Ini mengajarkan kepada kita tentang kesadaran untuk senantiasa bersyukur atas apa yang telah didapat. Bersabarlah mengharap yang akan datang, dan tabahlan menghadapi cobaan, serta ikhlas menerima kenyataan apa pun adanya.
Sifat - sifat seperti itulah yang hendaknya menyatu dalam perilaku sehari - hari. Lebih - lebih di era sekarang ini, makin dibutuhkan sikap kepedulian yang tinggi terhadap lingkungan sekitar.
Dengan senantiasa "melihat ke bawah" makin menyadarkan kita untuk selalu tergerak hati mengangkat harkat dan martabat orang lain.
Sekecil apa pun bentuk kepedulian yang kita berikan akan sangat berharga bagi mereka yang belum seberuntung kita. Mereka yang masih berada di bawah kita.
Bagi kita, boleh jadi bentuk kepedulian tersebut tidak berarti apa- apa, tapi menjadi sangat berarti bagi mereka yang sangat membutuhkan.
Bill Gates, bos Microsoft menjadi hebat karena sikap empati yang luar biasa kepada lingkungan sekitar. Dia menyumbangkan sebagian kekayaannya yang cukup besar untuk mereka yang membutuhkan.
"Kami membuat masa depan yang berkelanjutan ketika kami membantu orang-orang miskin, bukan ketika kami memaksakan sesuatu pada penderitaan mereka," kata Bill Gates.
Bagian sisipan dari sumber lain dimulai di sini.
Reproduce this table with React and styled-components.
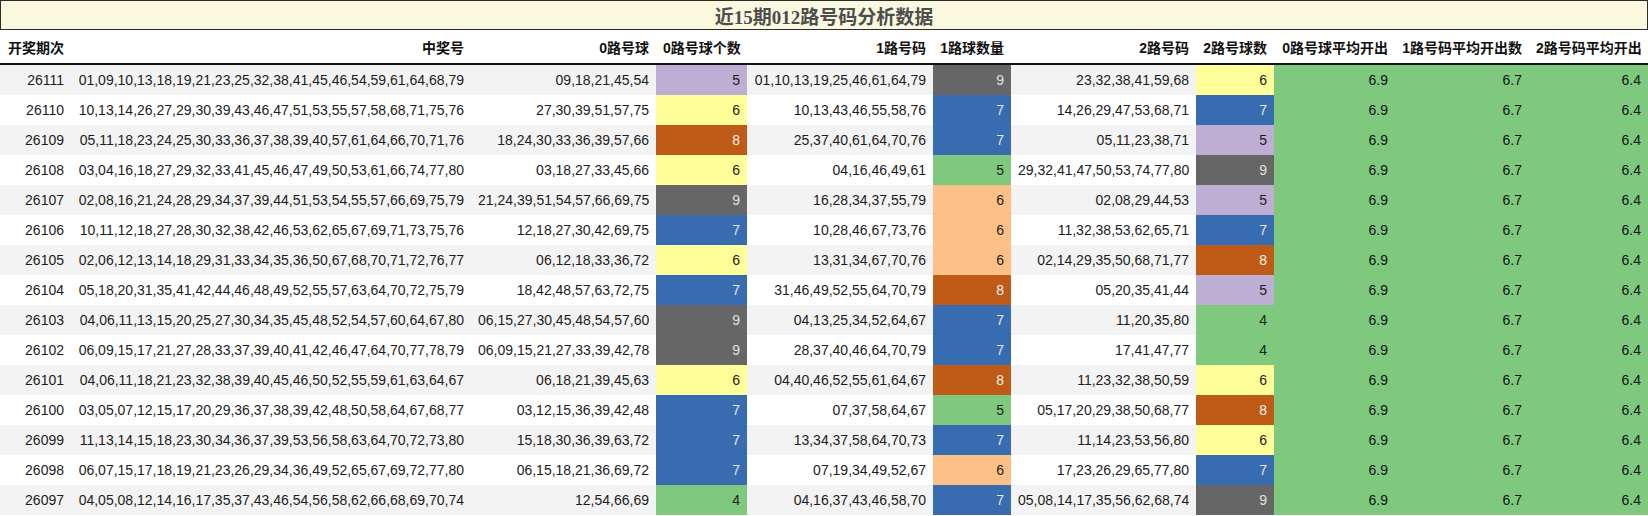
import React from "react";
import styled, { createGlobalStyle } from "styled-components";

const GlobalStyle = createGlobalStyle`
    html, body {
        margin: 0;
        padding: 0;
        background: #ffffff;
    }
    body {
        font-family: "Liberation Sans", "Noto Sans CJK SC", sans-serif;
    }
`;

const Page = styled.div`
    width: 1648px;
    display: flex;
    flex-direction: column;
`;

const TitleBar = styled.div`
    height: 28px;
    border: 1px solid #2b2b2b;
    background-color: #faf8df;
    display: flex;
    align-items: center;
    justify-content: center;
    font-family: "Liberation Serif", "Noto Sans CJK SC", serif;
    font-weight: bold;
    font-size: 19px;
    color: #4d4d4d;
`;

const Table = styled.table`
    border-collapse: collapse;
    table-layout: fixed;
    width: 1648px;
    font-size: 14px;
`;

const HeadCell = styled.th`
    height: 33px;
    padding: 0 7px;
    text-align: right;
    font-weight: bold;
    color: #111111;
    white-space: nowrap;
    border-bottom: 2px solid #111111;
    background: #ffffff;
`;

const Row = styled.tr`
    background-color: ${(p) => (p.$odd ? "#f3f3f3" : "#ffffff")};
`;

const Cell = styled.td`
    height: 30px;
    padding: 0 7px;
    text-align: right;
    white-space: nowrap;
    color: #1c1c1c;
    overflow: hidden;
`;

const CountCell = styled(Cell)`
    background-color: ${(p) => p.$bg};
    color: ${(p) => p.$fg};
`;

const AvgCell = styled(Cell)`
    background-color: #7fc97f;
    color: #111111;
`;

const PALETTE = {
    green: ["#7fc97f", "#1c1c1c"],
    purple: ["#beaed4", "#1c1c1c"],
    yellow: ["#ffff99", "#1c1c1c"],
    peach: ["#fdc086", "#1c1c1c"],
    blue: ["#386cb0", "#e6e6e6"],
    brown: ["#bf5b17", "#f2f2f2"],
    gray: ["#666666", "#e0e0e0"],
};

// colour scale per count column
const scale02 = { 4: "green", 5: "purple", 6: "yellow", 7: "blue", 8: "brown", 9: "gray" };
const scale1 = { 5: "green", 6: "peach", 7: "blue", 8: "brown", 9: "gray" };

const widths = [71, 400, 185, 91, 186, 78, 185, 78, 121, 134, 119];

const headers = [
    "开奖期次",
    "中奖号",
    "0路号球",
    "0路号球个数",
    "1路号码",
    "1路球数量",
    "2路号码",
    "2路号球数",
    "0路号球平均开出",
    "1路号码平均开出数",
    "2路号码平均开出",
];

const rows = [
    ["26111", "01,09,10,13,18,19,21,23,25,32,38,41,45,46,54,59,61,64,68,79", "09,18,21,45,54", 5, "01,10,13,19,25,46,61,64,79", 9, "23,32,38,41,59,68", 6],
    ["26110", "10,13,14,26,27,29,30,39,43,46,47,51,53,55,57,58,68,71,75,76", "27,30,39,51,57,75", 6, "10,13,43,46,55,58,76", 7, "14,26,29,47,53,68,71", 7],
    ["26109", "05,11,18,23,24,25,30,33,36,37,38,39,40,57,61,64,66,70,71,76", "18,24,30,33,36,39,57,66", 8, "25,37,40,61,64,70,76", 7, "05,11,23,38,71", 5],
    ["26108", "03,04,16,18,27,29,32,33,41,45,46,47,49,50,53,61,66,74,77,80", "03,18,27,33,45,66", 6, "04,16,46,49,61", 5, "29,32,41,47,50,53,74,77,80", 9],
    ["26107", "02,08,16,21,24,28,29,34,37,39,44,51,53,54,55,57,66,69,75,79", "21,24,39,51,54,57,66,69,75", 9, "16,28,34,37,55,79", 6, "02,08,29,44,53", 5],
    ["26106", "10,11,12,18,27,28,30,32,38,42,46,53,62,65,67,69,71,73,75,76", "12,18,27,30,42,69,75", 7, "10,28,46,67,73,76", 6, "11,32,38,53,62,65,71", 7],
    ["26105", "02,06,12,13,14,18,29,31,33,34,35,36,50,67,68,70,71,72,76,77", "06,12,18,33,36,72", 6, "13,31,34,67,70,76", 6, "02,14,29,35,50,68,71,77", 8],
    ["26104", "05,18,20,31,35,41,42,44,46,48,49,52,55,57,63,64,70,72,75,79", "18,42,48,57,63,72,75", 7, "31,46,49,52,55,64,70,79", 8, "05,20,35,41,44", 5],
    ["26103", "04,06,11,13,15,20,25,27,30,34,35,45,48,52,54,57,60,64,67,80", "06,15,27,30,45,48,54,57,60", 9, "04,13,25,34,52,64,67", 7, "11,20,35,80", 4],
    ["26102", "06,09,15,17,21,27,28,33,37,39,40,41,42,46,47,64,70,77,78,79", "06,09,15,21,27,33,39,42,78", 9, "28,37,40,46,64,70,79", 7, "17,41,47,77", 4],
    ["26101", "04,06,11,18,21,23,32,38,39,40,45,46,50,52,55,59,61,63,64,67", "06,18,21,39,45,63", 6, "04,40,46,52,55,61,64,67", 8, "11,23,32,38,50,59", 6],
    ["26100", "03,05,07,12,15,17,20,29,36,37,38,39,42,48,50,58,64,67,68,77", "03,12,15,36,39,42,48", 7, "07,37,58,64,67", 5, "05,17,20,29,38,50,68,77", 8],
    ["26099", "11,13,14,15,18,23,30,34,36,37,39,53,56,58,63,64,70,72,73,80", "15,18,30,36,39,63,72", 7, "13,34,37,58,64,70,73", 7, "11,14,23,53,56,80", 6],
    ["26098", "06,07,15,17,18,19,21,23,26,29,34,36,49,52,65,67,69,72,77,80", "06,15,18,21,36,69,72", 7, "07,19,34,49,52,67", 6, "17,23,26,29,65,77,80", 7],
    ["26097", "04,05,08,12,14,16,17,35,37,43,46,54,56,58,62,66,68,69,70,74", "12,54,66,69", 4, "04,16,37,43,46,58,70", 7, "05,08,14,17,35,56,62,68,74", 9],
];

function Count({ value, scale }) {
    const [bg, fg] = PALETTE[scale[value]];
    return (
        <CountCell $bg={bg} $fg={fg}>
            {value}
        </CountCell>
    );
}

export default function App() {
    return (
        <>
            <GlobalStyle />
            <Page>
                <TitleBar>近15期012路号码分析数据</TitleBar>
                <Table>
                    <colgroup>
                        {widths.map((w, i) => (
                            <col key={i} style={{ width: w }} />
                        ))}
                    </colgroup>
                    <thead>
                        <tr>
                            {headers.map((h) => (
                                <HeadCell key={h}>{h}</HeadCell>
                            ))}
                        </tr>
                    </thead>
                    <tbody>
                        {rows.map((r, i) => (
                            <Row key={r[0]} $odd={i % 2 === 0}>
                                <Cell>{r[0]}</Cell>
                                <Cell>{r[1]}</Cell>
                                <Cell>{r[2]}</Cell>
                                <Count value={r[3]} scale={scale02} />
                                <Cell>{r[4]}</Cell>
                                <Count value={r[5]} scale={scale1} />
                                <Cell>{r[6]}</Cell>
                                <Count value={r[7]} scale={scale02} />
                                <AvgCell>6.9</AvgCell>
                                <AvgCell>6.7</AvgCell>
                                <AvgCell>6.4</AvgCell>
                            </Row>
                        ))}
                    </tbody>
                </Table>
            </Page>
        </>
    );
}
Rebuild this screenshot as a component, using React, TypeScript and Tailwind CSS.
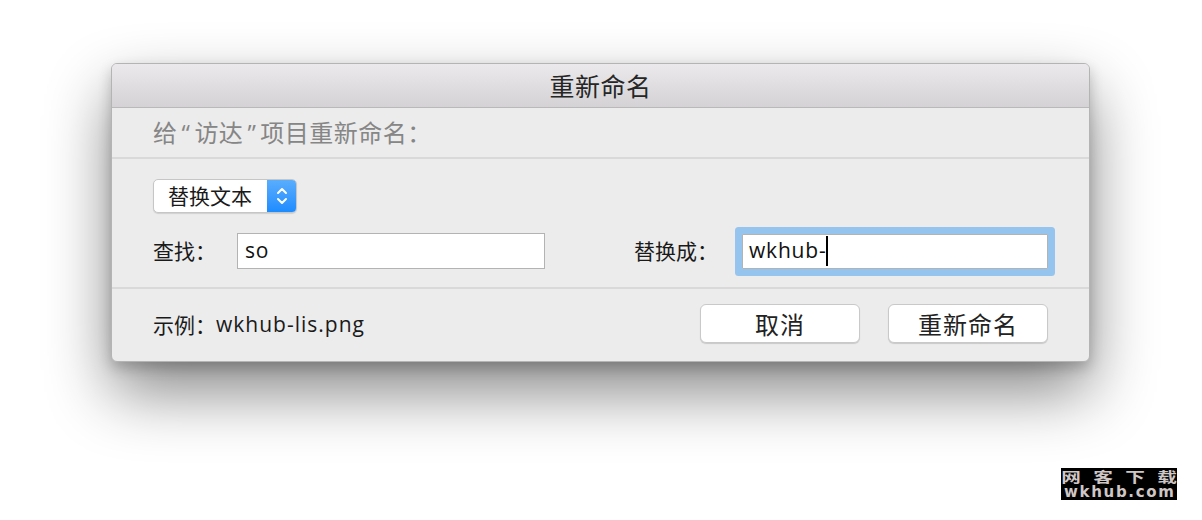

Di sisi lain, duduk bersama orang yang kurang beruntung akan menghilangkan sifat dan sikap ego dan kesombongan.
Tak ada salahnya kita mencontoh tokoh hebat dunia yang senantiasa menengok ke bawah, meski terus bertengger di puncak kesuksesan.
Mari kita ubah diri dengan mencegah godaan untuk selalu melihat ke atas, dan sebaliknya biasakanlah menengok ke bawah.
Jangan menunda perubahan. Jika bisa berubah sekarang, mulailah, sebelum muncul kata terpaksa harus berubah. (*).